Copa America 2011: Argentina vs Colombia Post-Match Analysis

Esteban SabbatassoCorrespondent IJuly 8, 2011

Frustration, impotence, confusion; Lionel Messi's face said it all.

There was a feeling that something had broken in the cold evening of Santa Fe amidst the whistles and boos. A great deal of hope and expectation had accompanied this Argentine team going into the Copa America, but it took no less than 90 minutes of shocking football incompetence to prove that nothing has changed, and that this team's apparent potential is hardly more than an empty shell held together by multi-million dollar names.

Argentina was lucky not to lose their match against Colombia on Wednesday, July 6. The complete lack of organization and tactical structure was this time exacerbated by poor individual performances and by a rival with talent and a well-thought out and perfectly executed plan.

Argentine coach Sergio Batista repeated the same 4-3-3 formation which had failed against Bolivia, and his quest for "attacking flare" (much like Maradona's) once again produced a loss of equilibrium and a confusing of roles and identities on the pitch.

The result was an outnumbered, outflanked midfield, a lack of constructive play, of intelligence, variants, change of pace and direction; all making for an isolated and unaccompanied Lionel Messi.

What remained was a chaotic "offensive" stampede of players desperately attempting to weave or plow their way right through heavy traffic to no avail.

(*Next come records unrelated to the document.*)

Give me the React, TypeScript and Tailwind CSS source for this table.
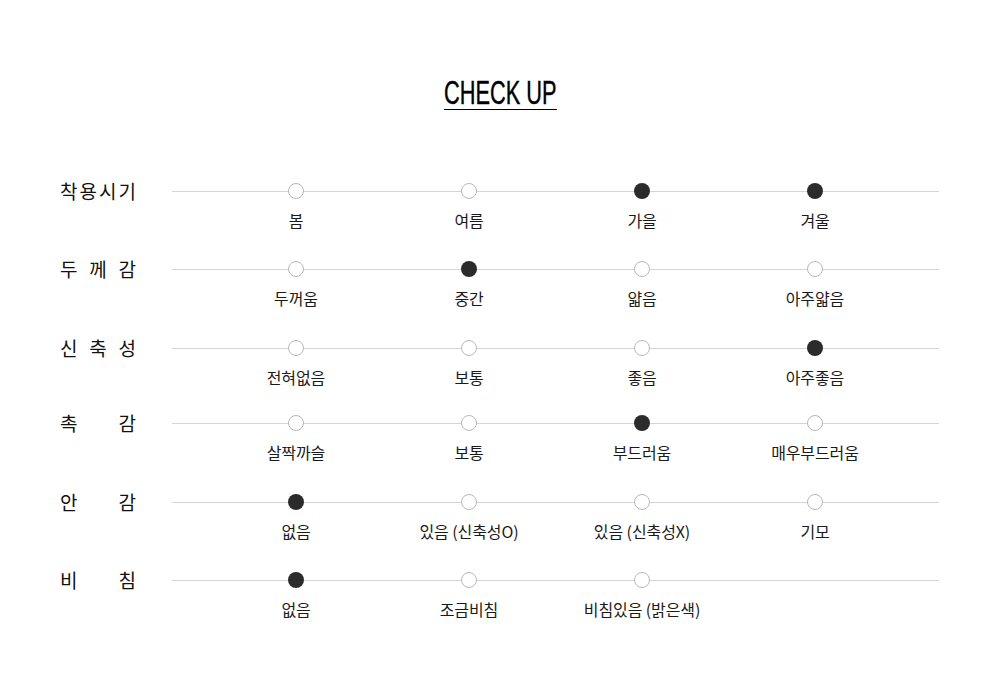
import React from "react";

type Row = { label: string[]; opts: [string, boolean][]; h: string };

const rows: Row[] = [
  { label: ["착", "용", "시", "기"], opts: [["봄", false], ["여름", false], ["가을", true], ["겨울", true]], h: "h-[78px]" },
  { label: ["두", "께", "감"], opts: [["두꺼움", false], ["중간", true], ["얇음", false], ["아주얇음", false]], h: "h-[79px]" },
  { label: ["신", "축", "성"], opts: [["전혀없음", false], ["보통", false], ["좋음", false], ["아주좋음", true]], h: "h-[75px]" },
  { label: ["촉", "감"], opts: [["살짝까슬", false], ["보통", false], ["부드러움", true], ["매우부드러움", false]], h: "h-[79px]" },
  { label: ["안", "감"], opts: [["없음", true], ["있음 (신축성O)", false], ["있음 (신축성X)", false], ["기모", false]], h: "h-[78px]" },
  { label: ["비", "침"], opts: [["없음", true], ["조금비침", false], ["비침있음 (밝은색)", false]], h: "h-[78px]" },
];

export default function App() {
  return (
    <div
      className="w-[1000px] h-[698px] bg-white text-[#222]"
      style={{ fontFamily: '"Noto Sans CJK KR", "Noto Sans", sans-serif' }}
    >
      <div className="pt-[76px] flex justify-center">
        <div
          className="h-[34px] text-[33px] leading-[33px] text-black border-b border-black scale-x-[0.66] origin-center whitespace-nowrap [-webkit-text-stroke:0.4px_black]"
          style={{ fontFamily: '"Liberation Sans", Arial, sans-serif' }}
        >
          CHECK UP
        </div>
      </div>
      <div className="mt-[73px] flex flex-col">
        {rows.map((r, i) => (
          <div key={i} className={`flex ${r.h}`}>
            <div className="w-[172px] pl-[60px] shrink-0">
              <div className="w-[76px] -mt-[5px] flex justify-between text-[19px] leading-[26px] text-[#111]">
                {r.label.map((c, j) => (
                  <span key={j}>{c}</span>
                ))}
              </div>
            </div>
            <div className="relative w-[767px] shrink-0">
              <div className="absolute left-0 right-0 top-[8px] h-px bg-[#d4d4d4]" />
              <div className="relative grid grid-cols-4 px-[37.5px]">
                {r.opts.map(([t, on], j) => (
                  <div key={j} className="flex flex-col items-center">
                    <div
                      className={
                        on
                          ? "w-4 h-4 rounded-full bg-[#2b2b2b]"
                          : "w-4 h-4 rounded-full border border-[#b8b8b8] bg-white"
                      }
                    />
                    <div className="mt-[9px] text-[16px] leading-[24px] text-[#1a1a1a] whitespace-nowrap tracking-[-0.1px]">
                      {t}
                    </div>
                  </div>
                ))}
              </div>
            </div>
          </div>
        ))}
      </div>
    </div>
  );
}
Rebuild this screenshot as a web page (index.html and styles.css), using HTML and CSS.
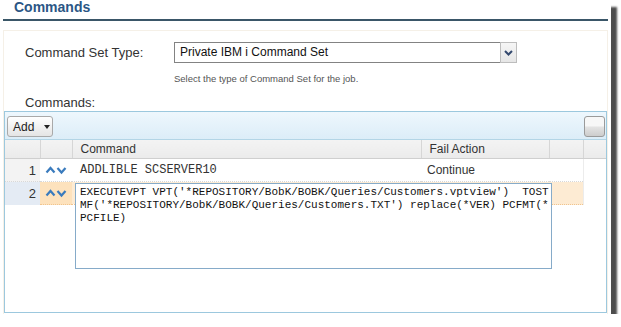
FILE: index.html
```html
<!DOCTYPE html>
<html lang="en">
<head>
    <meta charset="UTF-8">
    <meta name="viewport" content="width=device-width, initial-scale=1.0">
    <link rel="stylesheet" href="styles.css">
    <title>Commands</title>
</head>
<body>
    <div class="window">
        <h2 class="title">Commands</h2>

        <div class="panel">
            <div class="field">
                <label class="field-label">Command Set Type:</label>
                <div class="field-input">
                    <div class="select">
                        <span class="select-value">Private IBM i Command Set</span>
                        <span class="select-btn">
                            <svg width="9" height="6" viewBox="0 0 9 6"><path d="M1 1 L4.5 4.5 L8 1" fill="none" stroke="#34496e" stroke-width="2"/></svg>
                        </span>
                    </div>
                    <p class="hint">Select the type of Command Set for the job.</p>
                </div>
            </div>

            <div class="section-label">Commands:</div>

            <div class="grid">
                <div class="toolbar">
                    <button class="btn btn-add">Add <span class="caret"></span></button>
                    <button class="btn btn-square"></button>
                </div>
                <table class="cmd-table">
                    <colgroup>
                        <col style="width: 35px">
                        <col style="width: 32px">
                        <col style="width: 349px">
                        <col style="width: 128px">
                        <col style="width: 34px">
                        <col>
                    </colgroup>
                    <thead>
                        <tr>
                            <th class="num"></th>
                            <th></th>
                            <th>Command</th>
                            <th>Fail Action</th>
                            <th></th>
                            <th></th>
                        </tr>
                    </thead>
                    <tbody>
                        <tr>
                            <td class="num">1</td>
                            <td class="move">
                                <svg width="22" height="10" viewBox="0 0 22 10"><path d="M1.5 7.5 L5.5 3 L9.5 7.5 M12.5 3 L16.5 7.5 L20.5 3" fill="none" stroke="#3a7bbd" stroke-width="2.2"/></svg>
                            </td>
                            <td class="cmd">ADDLIBLE SCSERVER10</td>
                            <td>Continue</td>
                            <td></td>
                            <td class="blank"></td>
                        </tr>
                        <tr class="editing">
                            <td class="num">2</td>
                            <td class="move">
                                <svg width="22" height="10" viewBox="0 0 22 10"><path d="M1.5 7.5 L5.5 3 L9.5 7.5 M12.5 3 L16.5 7.5 L20.5 3" fill="none" stroke="#3a7bbd" stroke-width="2.2"/></svg>
                            </td>
                            <td class="cmd">
                                <textarea class="editor" wrap="off" spellcheck="false">EXECUTEVPT VPT('*REPOSITORY/BobK/BOBK/Queries/Customers.vptview')  TOST
MF('*REPOSITORY/BobK/BOBK/Queries/Customers.TXT') replace(*VER) PCFMT(*
PCFILE)</textarea>
                            </td>
                            <td></td>
                            <td></td>
                            <td class="blank"></td>
                        </tr>
                    </tbody>
                </table>
            </div>
        </div>
    </div>
</body>
</html>
```

FILE: styles.css
```css
body {
    margin: 0;
    background-color: #fff;
    font-family: "Liberation Sans", Arial, sans-serif;
    color: #333;
}

.window {
    width: 611px;
    height: 314px;
    background: #fff;
    box-shadow: 6px 7px 2px #4d4d4d;
    overflow: hidden;
}

.title {
    margin: 0 3px;
    padding: 0 0 5px 11px;
    font-size: 14px;
    line-height: 14px;
    font-weight: bold;
    color: #2b5685;
    border-bottom: 2px solid #3a5668;
}

.panel {
    margin: 9px 3px 0;
    height: 290px;
    border: 1px solid #f5f0e7;
    border-bottom: none;
}

.field {
    display: flex;
    padding: 11px 0 0 21px;
}

.field-label {
    width: 149px;
    font-size: 13px;
    line-height: 19px;
    padding-top: 1px;
}

.select {
    display: flex;
    width: 343px;
    height: 21px;
    box-sizing: border-box;
}

.select-value {
    flex: 1;
    border: 1px solid #838383;
    border-right: none;
    padding: 0 5px;
    font-size: 12px;
    line-height: 19px;
    color: #111;
}

.select-btn {
    width: 17px;
    display: flex;
    align-items: center;
    justify-content: center;
    border: 1px solid #bdbdbd;
    background: linear-gradient(#f6f6f6, #e6e6e6);
    box-sizing: border-box;
}

.hint {
    margin: 10px 0 0;
    font-size: 9.5px;
    line-height: 12px;
    color: #555;
}

.section-label {
    padding: 10px 0 0 21px;
    font-size: 13px;
    line-height: 16px;
}

.grid {
    width: 603px;
    height: 202px;
    box-sizing: border-box;
    border: 1px solid #9cc8de;
}

.toolbar {
    display: flex;
    justify-content: space-between;
    align-items: flex-start;
    height: 28px;
    padding: 4px 1px 0 2px;
    box-sizing: border-box;
    background: linear-gradient(#eef7fd, #dcedf8);
    border-bottom: 1px solid #b3d5e6;
}

.btn {
    height: 21px;
    border: 1px solid #a9a9a9;
    border-radius: 3px;
    background: linear-gradient(#ffffff, #e4e4e4);
    font-family: "Liberation Sans", Arial, sans-serif;
    font-size: 12px;
    color: #222;
    padding: 0;
}

.btn-add {
    width: 46px;
    text-align: left;
    padding-left: 5px;
}

.caret {
    display: inline-block;
    margin-left: 6px;
    vertical-align: 2px;
    border-left: 3px solid transparent;
    border-right: 3px solid transparent;
    border-top: 4px solid #222;
}

.btn-square {
    width: 21px;
    border-color: #9a9a9a;
    background: linear-gradient(#f7f7f7 45%, #e2e2e2 55%, #cdcdcd);
}

.cmd-table {
    width: 100%;
    border-collapse: collapse;
    table-layout: fixed;
    font-size: 12px;
}

.cmd-table th {
    height: 18px;
    padding: 0 0 0 8px;
    text-align: left;
    font-weight: normal;
    color: #333;
    background: linear-gradient(#f3f3f3, #ebebeb);
    border-left: 1px solid #d6d6d6;
    border-bottom: 1px solid #cfcfcf;
}

.cmd-table th:first-child {
    border-left: none;
}

.cmd-table td {
    height: 20px;
    padding: 0 0 0 6px;
    border-bottom: 1px dotted #d8d8d8;
}

.cmd-table td.num {
    padding: 0 4px 0 0;
    text-align: right;
    background: #f3f3f3;
    font-size: 13px;
}

.cmd-table td.move {
    padding: 2px 0 0 5px;
}

.cmd-table td.cmd {
    font-family: "Liberation Mono", "Courier New", monospace;
    padding-left: 8px;
    position: relative;
}

.cmd-table td.blank {
    border-left: 1px solid #ececec;
    border-bottom: none;
}

.editing td {
    background: #fdebd3;
    border-top: 1px dotted #f0c48e;
    border-bottom: 1px dotted #f0c48e;
}

.editing td.num {
    background: #e4ebf4;
    border-color: #e4ebf4;
}

.editing td.move {
    background: #fde2bd;
}

.editing td.blank {
    background: #fff;
    border-top: none;
    border-bottom: none;
}

.editor {
    position: absolute;
    left: 3px;
    top: 1px;
    width: 477px;
    height: 86px;
    box-sizing: border-box;
    margin: 0;
    padding: 2px 2px 0 4px;
    border: 1px solid #86abc9;
    background: #fff;
    font-family: "Liberation Mono", "Courier New", monospace;
    font-size: 11px;
    line-height: 13px;
    color: #111;
    resize: none;
    overflow: hidden;
    outline: none;
}
```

The fullbacks, too concerned with covering holes left by the midfield, were unable to participate in offensive manoeuvres, and this absence of proper wingers and attacking fullbacks meant that all of Argentina's attempts were destined to go hopelessly down the centre.

The centre-backs too were prey to the generalized mayhem and seemed nervous and disoriented, losing their footing on several occasions and giving up easy balls on others.

Were it not for a bit of good fortune and some brilliant goalkeeping by Sergio Romero, things could have taken an even more dramatic turn.

Colombia, on the other hand, seemed to combine organization and hard work in their own half with speed and savvy ball control going forward.

Every play pieced together by the likes of Dayro Moreno and FC Porto boys Fredy Guarín and Radamel Falcao was a potential knife in the heart of Argentina's aspirations. And at the helm of it all is an experienced and perhaps underrated international football manager: Hernán Darío Gómez.

Colombia will no doubt be looking to build on performances like this one if they hope to reclaim a spot in the World Cup which has eluded them since 1998.